As the sibling comment points out, SHA-2 is worthless for storing passwords. A GPU can crank through an obscene number of SHA-2 hashes per second. Bcrypt is is intentionally much slower and harder to use a GPU to brute force. The two algorithms are almost totally unrelated and it's concerning they were mentioned together.
To be fair, Jeff's post was written in 2007 ... this predates Khanna's PS3 clusters. CUDA was released the same year. So I'm not sure it would be obvious in 2007 that SHA-2 would be "worthless for storing passwords".
PBKDF2 seems to have been specified in 2000 as part of RFC 2898 [1] and, IIRC, existed before then. Bcrypt is from 1999 [2]. Both of those algorithms were explicitly designed to be slow. My understanding is that PBKDF2 wasn't explicitly designed for password storage, but that it was recognized as being useful for that early on. Bcrypt was explicitly designed for password storage. The article referenced came out 7 years later. IMO: there was evidence that salted SHA-2 was not secure.
It really depends on what the person means. Yes, single sha-2 hash is pretty useless. But that's often not what's really happening. For example libcrypt is used in many cases with the default $6$ format which uses thousands of rounds of sha512. That's still "password hashed with sha-2".
If that were the case, his advice ought to have been something like "use libcrypt with SHA-2" or something like that. Just "use SHA-2" was kinda useless in 2007 and hasn't gotten more useful since then.

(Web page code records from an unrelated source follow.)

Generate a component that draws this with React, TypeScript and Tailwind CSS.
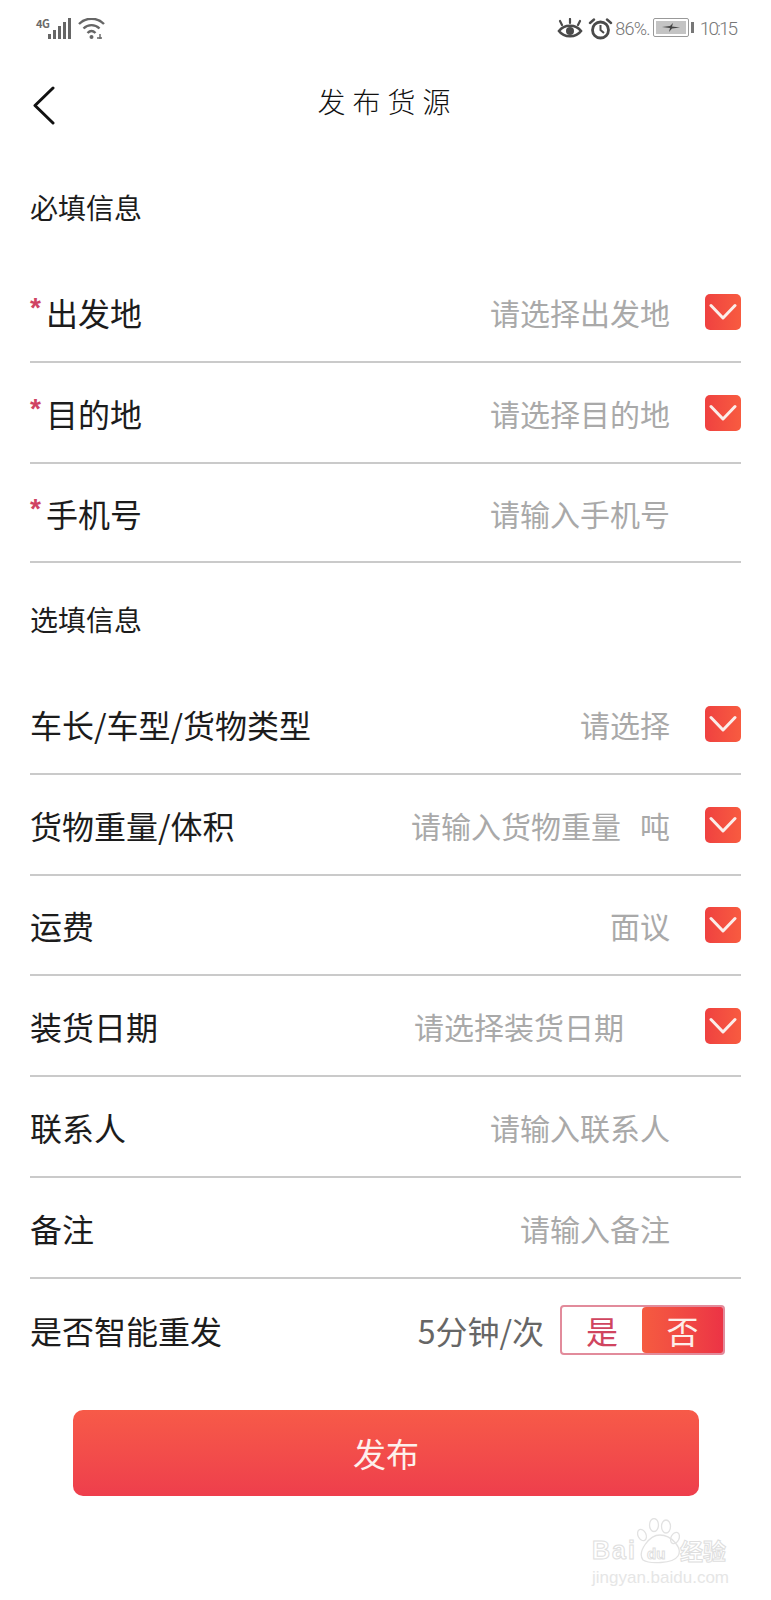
const font = { fontFamily: '"Noto Sans CJK SC", "Liberation Sans", sans-serif' }
const thin = { fontFamily: 'Roboto, "Liberation Sans", sans-serif' }

function Chevron() {
  return (
    <div className="ml-[35px] flex h-[36px] w-[36px] shrink-0 items-center justify-center rounded-[5px] bg-gradient-to-r from-[#ef4140] to-[#f85b40]">
      <svg width="28" height="18" viewBox="0 0 28 18" fill="none">
        <path d="M2 2.5 L14 15 L26 2.5" stroke="#fbeeea" strokeWidth="3" strokeLinecap="round" strokeLinejoin="round" />
      </svg>
    </div>
  )
}

function Row({
  label,
  required,
  hint,
  unit,
  arrow,
  hintClass,
  heightClass = "h-[101px]",
}: {
  label: string
  required?: boolean
  hint: string
  unit?: string
  arrow?: boolean
  hintClass?: string
  heightClass?: string
}) {
  return (
    <div className={`flex items-center border-b-2 border-[#cacaca] ${heightClass}`}>
      {required && (
        <span className="mt-[-8px] w-[16px] text-[28px] font-bold leading-none text-[#cf4463]" style={{ fontFamily: '"Liberation Sans", sans-serif' }}>
          *
        </span>
      )}
      <span className="text-[32px] leading-none text-[#1c1c1c]">{label}</span>
      <div className={`ml-auto flex items-center text-[30px] leading-none text-[#a9a9a9] ${arrow ? "" : "mr-[71px]"}`}>
        <span className={hintClass}>{hint}</span>
        {unit && <span className="ml-[19px]">{unit}</span>}
      </div>
      {arrow && <Chevron />}
    </div>
  )
}

function StatusBar() {
  return (
    <div className="flex h-[56px] items-start justify-between pl-[36px] pr-[35px] pt-[18px] text-[#6a6a6a]">
      <div className="flex items-start">
        <span className="mt-[-1px] w-[12px] text-[11px] font-bold leading-[12px] tracking-[-0.5px]">4G</span>
        <svg width="24" height="22" viewBox="0 0 24 22" fill="#666">
          <rect x="0" y="16" width="3" height="5" />
          <rect x="5" y="12" width="3" height="9" />
          <rect x="10" y="8" width="3" height="13" />
          <rect x="15" y="4" width="3" height="17" />
          <rect x="20" y="0" width="3" height="21" />
        </svg>
        <svg width="28" height="22" viewBox="0 0 28 22" fill="none" stroke="#666" strokeWidth="2.4" className="ml-[6px]">
          <path d="M1 6 C8 -1 19 -1 26 6" />
          <path d="M5.5 10.5 C10 6 17 6 21.5 10.5" />
          <path d="M9.5 15 C12 12.5 15 12.5 17.5 15" />
          <circle cx="13.5" cy="19" r="2" fill="#666" stroke="none" />
          <path d="M19 20 L24 20 M22 16 L22 21" strokeWidth="1.4" />
        </svg>
      </div>
      <div className="flex items-start">
        <svg width="26" height="22" viewBox="0 0 26 22" fill="none" stroke="#4a4a4a">
          <path d="M2 13 C7 6 19 6 24 13 C19 20 7 20 2 13 Z" strokeWidth="2.6" />
          <circle cx="13" cy="13" r="4" fill="#4a4a4a" stroke="none" />
          <path d="M5 7 L3 3 M13 5 L13 1 M21 7 L23 3" strokeWidth="2.2" strokeLinecap="round" />
        </svg>
        <svg width="25" height="22" viewBox="0 0 25 22" fill="none" stroke="#4a4a4a" strokeWidth="2.8" className="ml-[5px]">
          <circle cx="12.5" cy="12" r="8" />
          <path d="M12.5 7 L12.5 12 L16 15" strokeWidth="2" />
          <path d="M2 5 L6 1.5 M23 5 L19 1.5" strokeWidth="2.4" strokeLinecap="round" />
        </svg>
        <span className="ml-[2px] mt-[1px] w-[38px] text-[18px] font-light leading-[20px] tracking-[-0.8px] text-[#777]" style={thin}>
          86%.
        </span>
        <div className="flex items-center">
          <div className="flex h-[19px] w-[36px] items-center justify-center rounded-[2px] border border-[#999] p-[2px]">
            <div className="flex h-full w-full items-center justify-center bg-[#c4c4c4]">
              <svg width="18" height="9" viewBox="0 0 18 9" fill="#444">
                <path d="M0 4 L8 3 L11 0 L10 3.5 L18 4.5 L10 5.5 L7 9 L8 5 Z" />
              </svg>
            </div>
          </div>
          <div className="ml-[2px] h-[11px] w-[2.5px] bg-[#777]" />
        </div>
        <span className="ml-[6px] mt-[1px] text-[19px] font-light leading-[20px] tracking-[-2px] text-[#777]" style={thin}>
          10:15
        </span>
      </div>
    </div>
  )
}

function Watermark() {
  return (
    <div className="absolute left-[592px] top-[1518px] w-[140px]" style={{ fontFamily: '"Liberation Sans", sans-serif' }}>
      <svg width="48" height="46" viewBox="0 0 48 46" fill="none" stroke="#e2e2e2" strokeWidth="1.3" className="absolute left-[43px] top-0">
        <ellipse cx="7" cy="17" rx="4" ry="6" transform="rotate(-25 7 17)" />
        <ellipse cx="19" cy="7" rx="4.5" ry="6.5" />
        <ellipse cx="31" cy="8.5" rx="4.5" ry="6.5" />
        <ellipse cx="40" cy="20" rx="4" ry="6" transform="rotate(25 40 20)" />
        <path d="M8 42 C2 34 14 17 25 17 C36 17 48 30 43 38 C38 46 14 46 8 42 Z" />
      </svg>
      <div className="mt-[22px] flex h-[20px] items-center font-bold leading-none text-transparent [-webkit-text-stroke:1px_#dedede]">
        <span className="w-[55px] text-[25px] tracking-[2px]">Bai</span>
        <span className="w-[33px] pt-[6px] text-[15px]">du</span>
        <span className="text-[23px]" style={font}>经验</span>
      </div>
      <div className="mt-[8px] text-[17px] leading-[20px] text-[#e6e6e6]">jingyan.baidu.com</div>
    </div>
  )
}

export default function App() {
  return (
    <div className="relative h-[1600px] w-[771px] overflow-hidden bg-white" style={font}>
      <StatusBar />

      <div className="relative flex h-[92px] items-center justify-center">
        <svg width="26" height="40" viewBox="0 0 26 40" fill="none" className="absolute left-[31px] top-[30px]">
          <path d="M22 2 L4 19.5 L22 37" stroke="#111" strokeWidth="3" strokeLinecap="round" strokeLinejoin="round" />
        </svg>
        <span className="ml-[4px] mt-[-2px] text-[28px] font-extralight leading-none tracking-[7px] text-[#111]">发布货源</span>
      </div>

      <div className="px-[30px]">
        <div className="h-[114px] text-[28px] leading-[118px] text-[#1c1c1c]">必填信息</div>
        <Row label="出发地" required hint="请选择出发地" arrow />
        <Row label="目的地" required hint="请选择目的地" arrow />
        <Row label="手机号" required hint="请输入手机号" heightClass="h-[99px]" />
        <div className="h-[111px] text-[28px] leading-[112px] text-[#1c1c1c]">选填信息</div>
        <Row label="车长/车型/货物类型" hint="请选择" arrow />
        <Row label="货物重量/体积" hint="请输入货物重量" unit="吨" arrow />
        <Row label="运费" hint="面议" arrow heightClass="h-[100px]" />
        <Row label="装货日期" hint="请选择装货日期" hintClass="mr-[46px]" arrow />
        <Row label="联系人" hint="请输入联系人" />
        <Row label="备注" hint="请输入备注" />

        <div className="flex h-[101px] items-center">
          <span className="text-[32px] leading-none text-[#1c1c1c]">是否智能重发</span>
          <span className="ml-auto text-[32px] leading-none text-[#666]">5分钟/次</span>
          <div className="ml-[16px] mr-[16px] flex h-[50px] w-[165px] overflow-hidden rounded-[4px] border-2 border-[#e28b9b] text-[32px] leading-none">
            <div className="flex flex-1 items-center justify-center text-[#d0455f]">是</div>
            <div className="flex w-[81px] items-center justify-center rounded-l-[4px] bg-gradient-to-r from-[#f55b40] to-[#ec3345] text-[#fdeeea]">否</div>
          </div>
        </div>

        <button className="ml-[43px] mt-[30px] flex h-[86px] w-[626px] items-center justify-center rounded-[10px] bg-gradient-to-b from-[#f75a48] to-[#ee3e4c] text-[33px] leading-none text-[#fdf0ec]">
          发布
        </button>
      </div>

      <Watermark />
    </div>
  )
}
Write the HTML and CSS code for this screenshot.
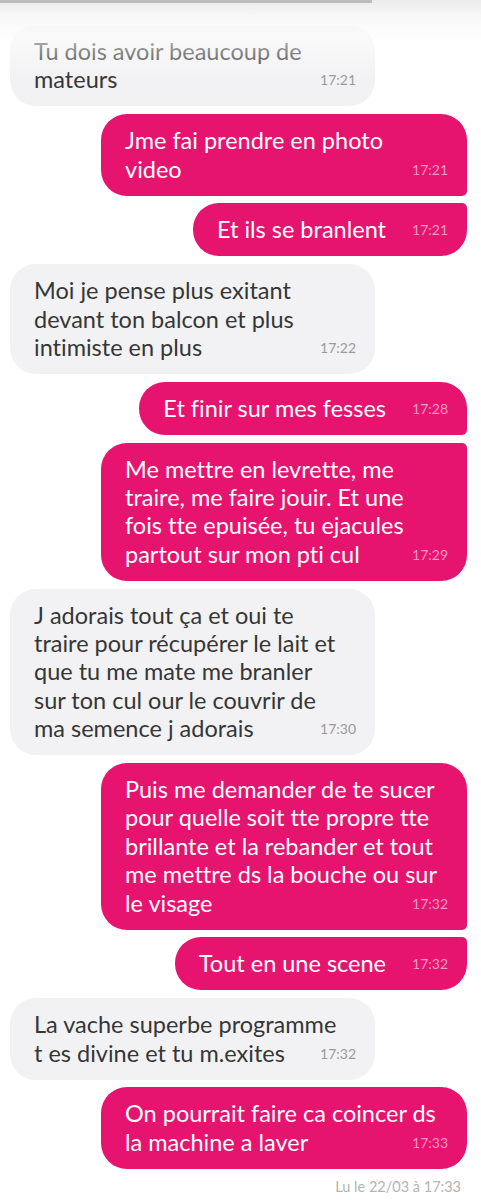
FILE: index.html
```html
<!DOCTYPE html>
<html lang="fr">
<head>
    <meta charset="UTF-8">
    <meta name="viewport" content="width=device-width, initial-scale=1.0">
    <title>Messages</title>
    <link rel="stylesheet" href="styles.css">
</head>
<body>
    <div class="top-bar"></div>
    <div class="top-fade"></div>

    <div class="chat">
        <div class="msg in wide">Tu dois avoir beaucoup de<br>mateurs<span class="time">17:21</span></div>
        <div class="msg out wide group-first">Jme fai prendre en photo<br>video<span class="time">17:21</span></div>
        <div class="msg out group-last">Et ils se branlent<span class="time">17:21</span></div>
        <div class="msg in wide">Moi je pense plus exitant<br>devant ton balcon et plus<br>intimiste en plus<span class="time">17:22</span></div>
        <div class="msg out group-first">Et finir sur mes fesses<span class="time">17:28</span></div>
        <div class="msg out wide group-last">Me mettre en levrette, me<br>traire, me faire jouir. Et une<br>fois tte epuisée, tu ejacules<br>partout sur mon pti cul<span class="time">17:29</span></div>
        <div class="msg in wide">J adorais tout ça et oui te<br>traire pour récupérer le lait et<br>que tu me mate me branler<br>sur ton cul our le couvrir de<br>ma semence j adorais<span class="time">17:30</span></div>
        <div class="msg out wide group-first">Puis me demander de te sucer<br>pour quelle soit tte propre tte<br>brillante et la rebander et tout<br>me mettre ds la bouche ou sur<br>le visage<span class="time">17:32</span></div>
        <div class="msg out group-last">Tout en une scene<span class="time">17:32</span></div>
        <div class="msg in wide">La vache superbe programme<br>t es divine et tu m.exites<span class="time">17:32</span></div>
        <div class="msg out wide">On pourrait faire ca coincer ds<br>la machine a laver<span class="time">17:33</span></div>
        <div class="read">Lu le 22/03 à 17:33</div>
    </div>
</body>
</html>
```

FILE: styles.css
```css
:root {
    --pink: #e6136f;
    --grey-bubble: #f2f2f4;
    --text-dark: #363636;
    --radius: 26px;
}

* {
    margin: 0;
    padding: 0;
    box-sizing: border-box;
}

body {
    font-family: Lato, 'Noto Sans', sans-serif;
    font-variant-ligatures: none;
    background-color: #ffffff;
    width: 481px;
    height: 1200px;
    overflow: hidden;
    position: relative;
}

.top-bar {
    height: 3px;
    background: linear-gradient(to right, #bdbdbd 372px, #ececec 372px);
}

/* scroll fade over the first message */
.top-fade {
    position: absolute;
    top: 3px;
    left: 0;
    right: 0;
    height: 75px;
    background: linear-gradient(to bottom,
        rgba(238, 238, 238, 1) 0,
        rgba(248, 248, 248, 0.85) 16px,
        rgba(255, 255, 255, 0.55) 40px,
        rgba(255, 255, 255, 0) 75px);
    pointer-events: none;
}

.chat {
    display: flex;
    flex-direction: column;
    gap: 7.8px;
    padding: 22px 14px 0 10px;
}

.msg {
    max-width: 366px;
    padding: 12px 19px 12px 24px;
    border-radius: var(--radius);
    font-size: 23.5px;
    line-height: 28.4px;
    font-weight: 400;
    white-space: nowrap;
}

.wide {
    width: 366px;
}

.in {
    align-self: flex-start;
    width: 365px;
    background-color: var(--grey-bubble);
    color: var(--text-dark);
}

.out {
    align-self: flex-end;
    background-color: var(--pink);
    color: #ffffff;
}

.group-first {
    border-bottom-right-radius: 5px;
}

.group-last {
    border-top-right-radius: 5px;
}

.time {
    float: right;
    margin-left: 26px;
    font-size: 14px;
    line-height: 29px;
}

.in .time {
    color: #9a9a9a;
}

.out .time {
    color: #f59ac4;
}

.read {
    align-self: flex-end;
    margin-top: 0;
    padding-right: 6px;
    font-size: 14.5px;
    line-height: 20px;
    color: #b3b3b3;
}
```
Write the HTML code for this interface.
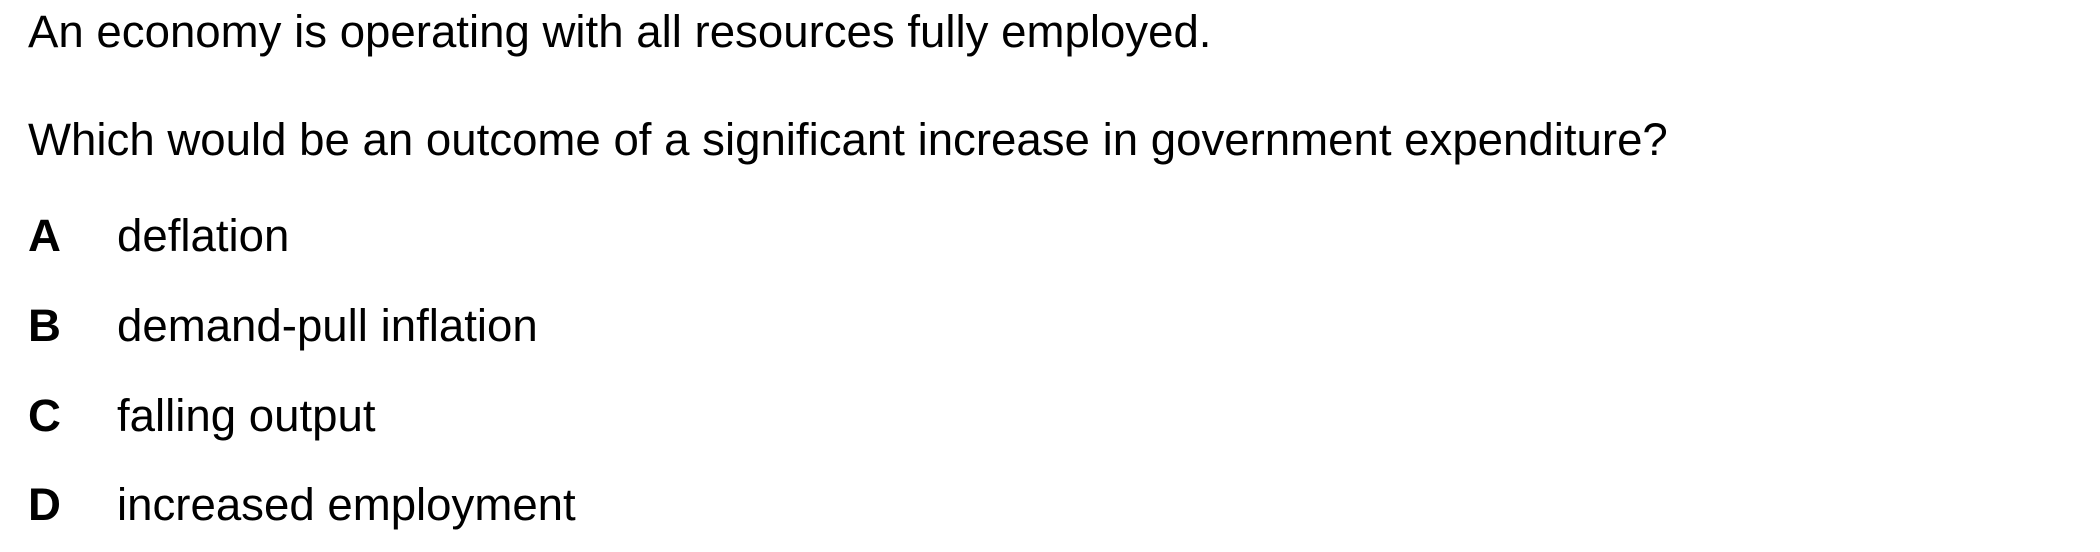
<!DOCTYPE html>
<html><head><style>
body{margin:0;width:2100px;height:552px;background:#fff;position:relative;overflow:hidden;font-family:"Liberation Sans",Arial,sans-serif;font-size:45.6px;color:#000}
.l{position:absolute;left:28px;line-height:1;white-space:nowrap}
.k{position:absolute;left:28px;font-weight:bold;line-height:1}
.t{position:absolute;left:117px;line-height:1;white-space:nowrap}
</style></head><body>
<div class="l" style="top:9px">An economy is operating with all resources fully employed.</div>
<div class="l" style="top:117px">Which would be an outcome of a significant increase in government expenditure?</div>
<div class="k" style="top:213px">A</div><div class="t" style="top:213px">deflation</div>
<div class="k" style="top:303px">B</div><div class="t" style="top:303px">demand-pull inflation</div>
<div class="k" style="top:393px">C</div><div class="t" style="top:393px">falling output</div>
<div class="k" style="top:482px">D</div><div class="t" style="top:482px">increased employment</div>
</body></html>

When a user whose password is hashed the old way logs in, after checking the password they just supplied against your stored old hash but before forgetting the plaintext, you can compute the new hash & update your records.
Of course, that only works for active users - it won't upgrade anyone that never logs in. Depending on just how weak the old hash is, you may want to eventually cut off any lingering un-upgraded accounts: just forget their old hash, requiring them to go through your password reset process should they ever come back. If you've left it long enough, those accounts will probably never be used again anyway, so that should be NBD.
I updated a DB from MD5 to BCrypt at my last job. Essentially on the next login I updated the password (since the password isn't hashed on the client end). So all active users got switched over. After a relatively short period I reset the remaining passwords and forced users to send password reset emails to login.
That throws away entropy, but I suppose so long as very few hash collisions of a password are likely to be real passwords themselves it would be harmless.
You ask people to change their passwords, and when they do so, you store them with the new scheme. You can do that by e.g. requiring everyone to change their password on their next login/visit.
You don't even need to ask people to change their passwords; when they login, you have a copy of the original password, so you can just store the new hash over the old.
He said to use Bcrypt or SHA-2. One of those algorithms was explicitly designed for password storage, the other was not. They aren't really the same class of algorithm. As such, it doesn't really make sense to suggest one as an alternative to the other. Nobody ever suggests uses Bcrypt as the hash in a hashtable - even if it technically could be made to work. GPUs that could crank through trillions of hashes per second might not have existed, but, that doesn't make it good advice. Good advice would have been "use bcrypt or, if you can't, PBKDF2 (or maybe some other library that implements a variant of one of those)"
As the sibling comment points out, SHA-2 is worthless for storing passwords. A GPU can crank through an obscene number of SHA-2 hashes per second. Bcrypt is is intentionally much slower and harder to use a GPU to brute force. The two algorithms are almost totally unrelated and it's concerning they were mentioned together.